Not all areas necessarily possess the endowments needed to facilitate clustered economic activity. Evidence suggests that areas with the best potential for successful, high-value clusters are those in and around universities with sufficient land (physical infrastructure) to accommodate developments such as science parks in close proximity to markets, with access to reliable transport and modern, high-speed internet communications. A highly-skilled labour force, often associated with universities, is also essential. In addition, it helps to have sufficient venture capital funding from both private and public sources.

More specifically:

  • Infrastructure costs are easier to share in clusters.
  • Diversity within a cluster leads to better infrastructure capacity utilisation and resilience.
  • Labour skill endowments are more sustainable if people can migrate to other jobs in the same sector without moving.
  • Unlocking skilled labour from specific employers leads to better knowledge flow among the firms.
  • Informal and fluid contacts (brain circulation as opposed to brain drain) leads to a less-rigid and more innovation-friendly financial environment.

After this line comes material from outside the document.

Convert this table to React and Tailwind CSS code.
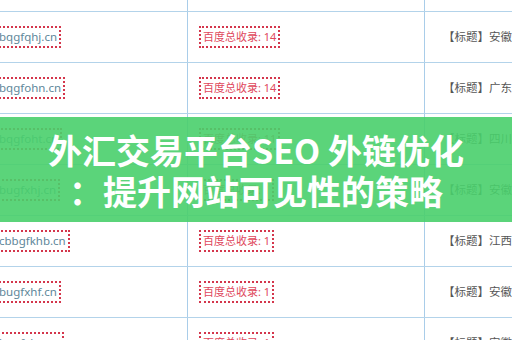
import React from "react";

const rows = [
  { site: "", count: "", title: "" },
  { site: "bqgfqhj.cn", count: "14", title: "安徽新" },
  { site: "bqgfohn.cn", count: "14", title: "广东汽" },
  { site: "bqgfoht.cn", count: "11", title: "四川天" },
  { site: "bugfxhj.cn", count: "1", title: "安徽服" },
  { site: "cbbgfkhb.cn", count: "1", title: "江西铁" },
  { site: "bugfxhf.cn", count: "1", title: "安徽铁" },
  { site: "bqgfxhn.cn", count: "1", title: "安徽新" },
];

const Row = ({ row }) => {
  return (
    <div className="flex h-[51px] border-b border-[#b3d3ea]">
      {/* site */}
      <div className="w-[228px] shrink-0 flex items-center border-r border-[#a9cde9]">
        {row.site && (
          <span className="ml-[10px] pl-[27px] pr-[2px] h-[22px] flex items-center border-2 border-dotted border-[#d4364c] text-[11.5px] text-[#60879a] whitespace-nowrap">
            {row.site}
          </span>
        )}
      </div>
      {/* baidu count */}
      <div className="w-[237px] shrink-0 flex items-center border-r border-[#a9cde9]">
        {row.count && (
          <span className="ml-[11px] px-[2px] h-[22px] flex items-center border-2 border-dotted border-[#d4364c] text-[11px] text-[#e0485c] whitespace-nowrap">
            百度总收录: {row.count}
          </span>
        )}
      </div>
      {/* title */}
      <div className="flex-1 flex items-center pl-[18px] text-[11.5px] text-[#555] whitespace-nowrap">
        {row.title && <span>【标题】{row.title}</span>}
      </div>
    </div>
  );
};

export default function App() {
  return (
    <div
      className="relative w-[512px] h-[340px] overflow-hidden bg-white"
      style={{ fontFamily: '"Noto Sans", "Noto Sans CJK SC", sans-serif' }}
    >
      <div className="-ml-[40px] -mt-[39px] w-[600px]">
        {rows.map((row, i) => (
          <Row key={i} row={row} />
        ))}
      </div>

      {/* banner over the table */}
      <div className="absolute left-0 right-0 top-[117px] h-[105px] bg-[#49cf6c]/90 flex items-center justify-center">
        <h1
          className="text-white text-[34px] font-bold leading-[41px] text-center whitespace-nowrap"
          style={{ fontFamily: '"Noto Sans CJK SC", "Noto Sans", sans-serif' }}
        >
          外汇交易平台SEO 外链优化
          <br />
          ：提升网站可见性的策略
        </h1>
      </div>
    </div>
  );
}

But most importantly, cluster success requires not only endeavour, finance and planning, but good fortune and an environment within which the entrepreneurial spirit can flourish.

Earlier this year the European Commission recognised the importance of entrepreneurship and communicated its views as part of the wider 2020 Action Plan aimed at overcoming the current economic crisis in Europe. The Commission has argued that Europe needs more entrepreneurs in order to bring back growth and higher levels of employment. As the Commission has stated, ‘To thrive, entrepreneurs and (small- and medium-sized businesses) need specific, customised expertise that can help them develop competitive advantages and benefit from global value chains and shared management of human resources. Clusters, business networks and other types of association of enterprises can provide such supportive environments as they bring together the relevant actors from business, education, research and the public sector.’

Coming together in person or through digital communities is likely to play a central role in stimulating growth in Europe. Initiatives aimed at fostering clusters of economic activity will often appear local or regional in character, but in aggregate will form a much needed backbone to support a sustainable recovery. Our work suggests clusters exhibiting vibrant entrepreneurship are likely to be a much needed ingredient to promote economic growth in the future, just as they have in the past.